By the age of twenty-five, Marinsky was Art Editor of American Home, and Country Life magazines. After several years, he transitioned from his positions at the magazines to working as a free-lance commercial artist, providing illustrations for such publications as House Beautiful, House and Garden and Women's Day. In May of 1945, as World War II ended, Marinsky was inspired to create a sculpture series of seven groups of figures entitled One War - One Peace as a response to the social and political climate of the times.
In 1946, Marinsky left New York City for a home in Rowayton, CT on the Five Mile River. The change to a rural setting gave Marinsky the opportunity to explore his ongoing interest in landscape design, architecture, and gardening. He produced commissioned drawings, paintings, and designs, while continuing to work as a sculptor. In 1961 and 1962, Marinsky embarked on a one-year sabbatical during which he explored sixteen European countries and painted watercolor landscapes.
In 1968, Marinsky set off again, this time on a fortuitous journey which landed him at the Tomassi Foundry in Pietrasanta, Italy, dramatically altering the course of his artistic career. The Tomassi Foundry has attracted artists from around the world for centuries, producing work for such sculptors as Michelangelo, Pomodoro, Marini, Murabito, Lipchitz, and Lucchesi.
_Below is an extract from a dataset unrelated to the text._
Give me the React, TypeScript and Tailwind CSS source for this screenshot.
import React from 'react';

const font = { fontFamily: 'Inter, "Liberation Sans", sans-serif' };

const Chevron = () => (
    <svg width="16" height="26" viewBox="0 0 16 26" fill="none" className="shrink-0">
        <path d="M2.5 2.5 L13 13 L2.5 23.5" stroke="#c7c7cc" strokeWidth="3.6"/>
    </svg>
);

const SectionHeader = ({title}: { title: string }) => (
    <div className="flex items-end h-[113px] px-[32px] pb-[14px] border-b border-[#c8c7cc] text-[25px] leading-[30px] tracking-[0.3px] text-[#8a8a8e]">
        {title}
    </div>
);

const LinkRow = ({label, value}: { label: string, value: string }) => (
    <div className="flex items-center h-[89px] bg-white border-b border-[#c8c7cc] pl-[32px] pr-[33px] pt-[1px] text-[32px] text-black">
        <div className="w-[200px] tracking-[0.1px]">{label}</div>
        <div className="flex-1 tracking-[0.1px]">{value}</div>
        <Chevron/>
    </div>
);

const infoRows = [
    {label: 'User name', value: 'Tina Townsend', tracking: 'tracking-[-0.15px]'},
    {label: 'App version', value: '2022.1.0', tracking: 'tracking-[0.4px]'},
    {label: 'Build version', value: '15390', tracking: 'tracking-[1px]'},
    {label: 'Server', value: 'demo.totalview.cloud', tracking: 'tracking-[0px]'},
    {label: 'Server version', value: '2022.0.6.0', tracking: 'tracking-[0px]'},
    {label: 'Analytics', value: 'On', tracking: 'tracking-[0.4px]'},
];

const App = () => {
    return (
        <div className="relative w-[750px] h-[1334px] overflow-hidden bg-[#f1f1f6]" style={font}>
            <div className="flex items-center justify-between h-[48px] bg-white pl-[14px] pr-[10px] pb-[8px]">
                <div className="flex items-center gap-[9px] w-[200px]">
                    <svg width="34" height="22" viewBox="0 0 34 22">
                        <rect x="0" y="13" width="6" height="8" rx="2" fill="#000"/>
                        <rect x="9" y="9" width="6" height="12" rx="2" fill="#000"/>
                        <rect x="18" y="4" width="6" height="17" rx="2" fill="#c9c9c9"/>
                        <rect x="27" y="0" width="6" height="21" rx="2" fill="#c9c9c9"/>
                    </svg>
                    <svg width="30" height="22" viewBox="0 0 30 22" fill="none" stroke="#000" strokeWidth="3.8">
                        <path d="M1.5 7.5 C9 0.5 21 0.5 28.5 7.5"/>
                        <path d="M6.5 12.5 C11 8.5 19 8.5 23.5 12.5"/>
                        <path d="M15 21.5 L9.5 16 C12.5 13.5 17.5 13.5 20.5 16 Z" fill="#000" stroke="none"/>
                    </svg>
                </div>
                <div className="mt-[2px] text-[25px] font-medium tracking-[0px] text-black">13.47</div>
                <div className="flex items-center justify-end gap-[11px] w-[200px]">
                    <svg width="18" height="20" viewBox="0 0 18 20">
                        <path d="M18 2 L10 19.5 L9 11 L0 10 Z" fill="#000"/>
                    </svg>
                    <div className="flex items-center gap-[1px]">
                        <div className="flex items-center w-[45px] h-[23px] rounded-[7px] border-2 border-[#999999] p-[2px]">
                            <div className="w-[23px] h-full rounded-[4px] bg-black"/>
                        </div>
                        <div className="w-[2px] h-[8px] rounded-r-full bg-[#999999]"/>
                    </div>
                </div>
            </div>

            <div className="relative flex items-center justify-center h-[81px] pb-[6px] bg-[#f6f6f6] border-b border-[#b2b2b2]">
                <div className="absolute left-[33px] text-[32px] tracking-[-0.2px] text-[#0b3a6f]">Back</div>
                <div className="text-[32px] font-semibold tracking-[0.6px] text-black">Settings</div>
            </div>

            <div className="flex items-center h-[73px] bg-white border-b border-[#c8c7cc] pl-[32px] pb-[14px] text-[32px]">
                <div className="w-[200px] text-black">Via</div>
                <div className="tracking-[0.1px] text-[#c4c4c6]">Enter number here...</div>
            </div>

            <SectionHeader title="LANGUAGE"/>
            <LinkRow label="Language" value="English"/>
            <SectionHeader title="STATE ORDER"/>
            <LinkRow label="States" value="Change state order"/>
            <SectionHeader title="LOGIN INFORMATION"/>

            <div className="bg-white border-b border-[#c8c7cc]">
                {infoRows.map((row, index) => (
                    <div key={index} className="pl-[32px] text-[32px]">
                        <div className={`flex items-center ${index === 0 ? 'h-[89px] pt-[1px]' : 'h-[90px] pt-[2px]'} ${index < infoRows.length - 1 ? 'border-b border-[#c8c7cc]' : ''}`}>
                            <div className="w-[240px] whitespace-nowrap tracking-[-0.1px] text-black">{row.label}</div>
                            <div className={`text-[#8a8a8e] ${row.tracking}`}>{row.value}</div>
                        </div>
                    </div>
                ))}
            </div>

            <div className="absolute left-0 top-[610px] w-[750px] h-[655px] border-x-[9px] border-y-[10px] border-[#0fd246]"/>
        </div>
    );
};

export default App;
Marinsky had found his place of inspiration, and moved to a Tuscan farmhouse in the village of Capriglia, just outside Pietrasanta, in 1972. For decades, he created all his sculptures in a studio on the grounds of the Tomassi Foundry.
Marinsky's exhibition of work, commissions, awards, and collections are numerous, his work has been collected worldwide for more than fifty years. His bronzes have been a part of a permanent collection in Florence, Italy at the Florence Art Gallery since 1970. He drew much inspiration from the Italian culture, of which he has become a part… the bicycles, umbrellas, loquaciousness and unparalleled passion for living. Harry Marinsky's figurative sculptures have survived the titles of "isms" in contemporary art over the last half-century, and stand as testimonies to the integrity of this visionary artist with prodigious and wide-ranging talent.